Don’t eat unpopped kernels, because you run the risk of fracturing or chipping a tooth, which can cause pain and be a dental emergency.
Most of us have experienced getting a popcorn shell stuck between our teeth and gums, which, if left unaddressed, can cause gum inflammation or develop into a gum abscess. Be sure to floss and brush after popcorn to leave your mouth free of harmful debris.
Avoid sugary toppings, like those that are chocolate-covered or caramel-coated. They are worse for your teeth and because they tend to be “sticky,” making it harder to remove the sugars that contribute to cavities.
The best way to enjoy National Popcorn Day is to brush and floss regularly and avoid unpopped kernels.
What Makes Some Snacks Good or Bad for Teeth?

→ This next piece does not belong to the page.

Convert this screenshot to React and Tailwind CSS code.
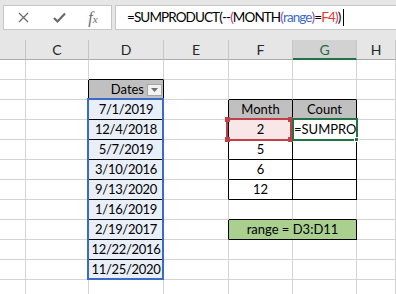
import React from "react";

// column layout (widths include the right gridline)
const cols = [
  { key: "B", w: "w-[26px]", label: "" },
  { key: "C", w: "w-[63px]", label: "C" },
  { key: "D", w: "w-[75px]", label: "D" },
  { key: "E", w: "w-[65px]", label: "E" },
  { key: "F", w: "w-[64px]", label: "F" },
  { key: "G", w: "w-[64px]", label: "G" },
  { key: "H", w: "flex-1", label: "H" },
];

const dates = [
  "7/1/2019",
  "12/4/2018",
  "5/7/2019",
  "3/10/2016",
  "9/13/2020",
  "1/16/2019",
  "2/19/2017",
  "12/22/2016",
  "11/25/2020",
];

const months = { 4: "2", 5: "5", 6: "6", 7: "12" };

// which cells carry the black table borders
const inTable = (r, c) => {
  if (c === 2 && r >= 2 && r <= 11) return true;
  if ((c === 4 || c === 5) && r >= 3 && r <= 7) return true;
  if ((c === 4 || c === 5) && r === 9) return true;
  return false;
};

function FormulaBar() {
  return (
    <div className="h-[40px] bg-[#e6e6e6] flex items-start pt-[5px] pl-[3px] gap-[3px]">
      <div className="w-[109px] h-[25px] bg-white border border-[#c6c6c6] flex items-center">
        <div className="w-[38px] flex justify-center">
          <svg width="11" height="11" viewBox="0 0 11 11">
            <path d="M1 1 L10 10 M10 1 L1 10" stroke="#6b6b6b" strokeWidth="1.3" />
          </svg>
        </div>
        <div className="w-[34px] flex justify-center">
          <svg width="13" height="11" viewBox="0 0 13 11">
            <path d="M1 6 L4.5 9.5 L12 1.5" stroke="#6b6b6b" strokeWidth="2.2" fill="none" />
          </svg>
        </div>
        <div className="w-[34px] flex justify-center items-baseline text-[#6b6b6b] font-['Liberation_Serif',serif] italic">
          <span className="text-[16px] leading-none">f</span>
          <span className="text-[11px] leading-none">x</span>
        </div>
      </div>
      <div className="flex-1 h-[25px] bg-white border border-[#c6c6c6] border-r-0 flex items-center pl-[11px] text-[13.5px] tracking-[-0.9px] font-['Lato',sans-serif] text-black whitespace-nowrap">
        <span>=SUMPRODUCT(--</span>
        <span className="text-[#c0398a]">(</span>
        <span>MONTH</span>
        <span className="text-[#8a4fc0]">(</span>
        <span className="text-[#3c6cc8]">range</span>
        <span className="text-[#8a4fc0]">)</span>
        <span>=</span>
        <span className="text-[#e03c31]">F4</span>
        <span className="text-[#c0398a]">)</span>
        <span>)</span>
        <span className="ml-[3px] w-px h-[17px] bg-black" />
      </div>
    </div>
  );
}

function HeaderRow() {
  return (
    <div className="flex h-[20px] bg-[#e6e6e6] text-[14px] font-['Lato',sans-serif] text-[#262626]">
      {cols.map((c) => (
        <div
          key={c.key}
          className={
            c.key === "G"
              ? `${c.w} h-full bg-[#d2d2d2] border-r border-r-[#c6c6c6] border-b-2 border-b-[#217346] flex items-center justify-center text-[#1e6e42]`
              : `${c.w} h-full border-r border-r-[#c6c6c6] border-b border-b-[#ababab] flex items-center justify-center`
          }
        >
          {c.label}
        </div>
      ))}
    </div>
  );
}

function cellContent(r, c) {
  if (c === 2 && r === 2)
    return (
      <div className="w-full h-full bg-[#c0c0c0] flex items-center justify-end pr-[1px] gap-[3px]">
        <span>Dates</span>
        <span className="w-[15px] h-[12px] bg-[#f2f2f2] border border-[#a6a6a6] flex items-center justify-center">
          <svg width="7" height="4" viewBox="0 0 7 4">
            <path d="M0 0 L7 0 L3.5 4 Z" fill="#6f6f6f" />
          </svg>
        </span>
      </div>
    );
  if (c === 2 && r >= 3 && r <= 11)
    return (
      <div className="w-full h-full bg-[#e9eff8] flex items-center justify-center tracking-[-0.3px]">
        {dates[r - 3]}
      </div>
    );
  if (r === 3 && (c === 4 || c === 5))
    return (
      <div className="w-full h-full bg-[#c0c0c0] flex items-center justify-center">
        {c === 4 ? "Month" : "Count"}
      </div>
    );
  if (c === 4 && months[r])
    return (
      <div className={`w-full h-full flex items-center justify-center ${r === 4 ? "bg-[#f9e6e6]" : ""}`}>
        {months[r]}
      </div>
    );
  if (c === 5 && r === 4)
    return <div className="w-full h-full flex items-center pl-[1px] overflow-hidden whitespace-nowrap">=SUMPRO</div>;
  return null;
}

function Overlay(r, c) {
  // D3:D11 range highlight (blue)
  if (c === 2 && r === 3)
    return (
      <div className="absolute z-10 left-[-2px] top-[-2px] w-[77px] h-[182px] border-2 border-[#3a6bc7] pointer-events-none" />
    );
  // F4 reference highlight (red) with corner handles
  if (c === 4 && r === 4)
    return (
      <div className="absolute z-10 left-[-3px] top-[-2px] w-[66px] h-[23px] border-2 border-[#c0404a] pointer-events-none">
        <span className="absolute -left-[3px] -top-[3px] w-[5px] h-[5px] bg-[#c0404a]" />
        <span className="absolute -right-[3px] -top-[3px] w-[5px] h-[5px] bg-[#c0404a]" />
        <span className="absolute -left-[3px] -bottom-[3px] w-[5px] h-[5px] bg-[#c0404a]" />
        <span className="absolute -right-[3px] -bottom-[3px] w-[5px] h-[5px] bg-[#c0404a]" />
      </div>
    );
  // G4 active cell (green)
  if (c === 5 && r === 4)
    return (
      <div className="absolute z-10 left-[-1px] top-[-2px] w-[66px] h-[23px] border-2 border-[#217346] pointer-events-none">
        <span className="absolute -right-[3px] -bottom-[3px] w-[5px] h-[5px] bg-[#217346] border border-white" />
      </div>
    );
  return null;
}

function Row({ r }) {
  if (r === 9) {
    // merged F9:G9 label
    return (
      <div className="flex h-[20px]">
        {cols.map((c, ci) => {
          if (ci === 5) return null;
          if (ci === 4)
            return (
              <div key={c.key} className="w-[128px] h-full border-r border-b border-r-black border-b-black bg-[#a9d08e] flex items-center justify-center">
                range = D3:D11
              </div>
            );
          return <Cell key={c.key} r={r} ci={ci} w={c.w} />;
        })}
      </div>
    );
  }
  return (
    <div className="flex h-[20px]">
      {cols.map((c, ci) => (
        <Cell key={c.key} r={r} ci={ci} w={c.w} />
      ))}
    </div>
  );
}

function Cell({ r, ci, w }) {
  const rightBlack = inTable(r, ci) || inTable(r, ci + 1);
  const bottomBlack = inTable(r, ci) || inTable(r + 1, ci);
  return (
    <div
      className={`${w} h-full relative border-r border-b ${rightBlack ? "border-r-black" : "border-r-[#d4d4d4]"} ${bottomBlack ? "border-b-black" : "border-b-[#d4d4d4]"}`}
    >
      {cellContent(r, ci)}
      {Overlay(r, ci)}
    </div>
  );
}

export default function App() {
  const rows = [1, 2, 3, 4, 5, 6, 7, 8, 9, 10, 11, 12];
  return (
    <div className="w-[396px] h-[294px] overflow-hidden bg-white font-['Lato',sans-serif] text-[13px] text-black">
      <FormulaBar />
      <HeaderRow />
      {rows.map((r) => (
        <Row key={r} r={r} />
      ))}
    </div>
  );
}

Snacks that are high in sugars or carbohydrates and are acidic are unhealthy for your teeth. “Sticky” snacks that can adhere to your teeth are especially bad, as they increase the chance of causing cavities. Eating too many foods that are high in sugar or carbs give the bacteria in your mouth more “fuel” to cause tooth decay. It’s important to be aware of the food you’re snacking on; if you do treat yourself, be sure you’re doing it in the right way.
Tips for Healthy Snacking
Preventing cavities is the ultimate goal. Here are some tips to protect your teeth from snack foods:
Try swapping out candy, soda, and chips with healthier options like apples, yogurt, and soda.
Brush and floss 30 minutes after eating snacks that are “sticky” or contain high sugar or carbohydrates.
If you can’t brush immediately after, be sure to rinse with water and brush your teeth at least twice a day and floss before bed.
If you happen to eat something unhealthy, limit the time that you’re exposing your teeth to these foods. Instead of drinking a soda or eating chips over a long period of time, or all day, try to drink or eat in a shorter period.
Foods to Avoid
- Citrus fruits
- Processed meats
- Artificial sugar substitutes
Hot to Prevent Cavities
Choose a toothpaste with fluoride and be sure to floss so you can clean the surfaces your toothbrush can’t reach. Lastly, be sure to visit your dentist twice annually for a professional exam or cleaning.
Overall, snacking can be fine for you if you take steps to protect your oral health. Keep in mind which snacks can help promote better oral health and which snacks can impact your oral health negatively. Everything is okay in moderation; limiting sugary or salty snacks and keeping up with a dental care routine will help prevent oral health problems.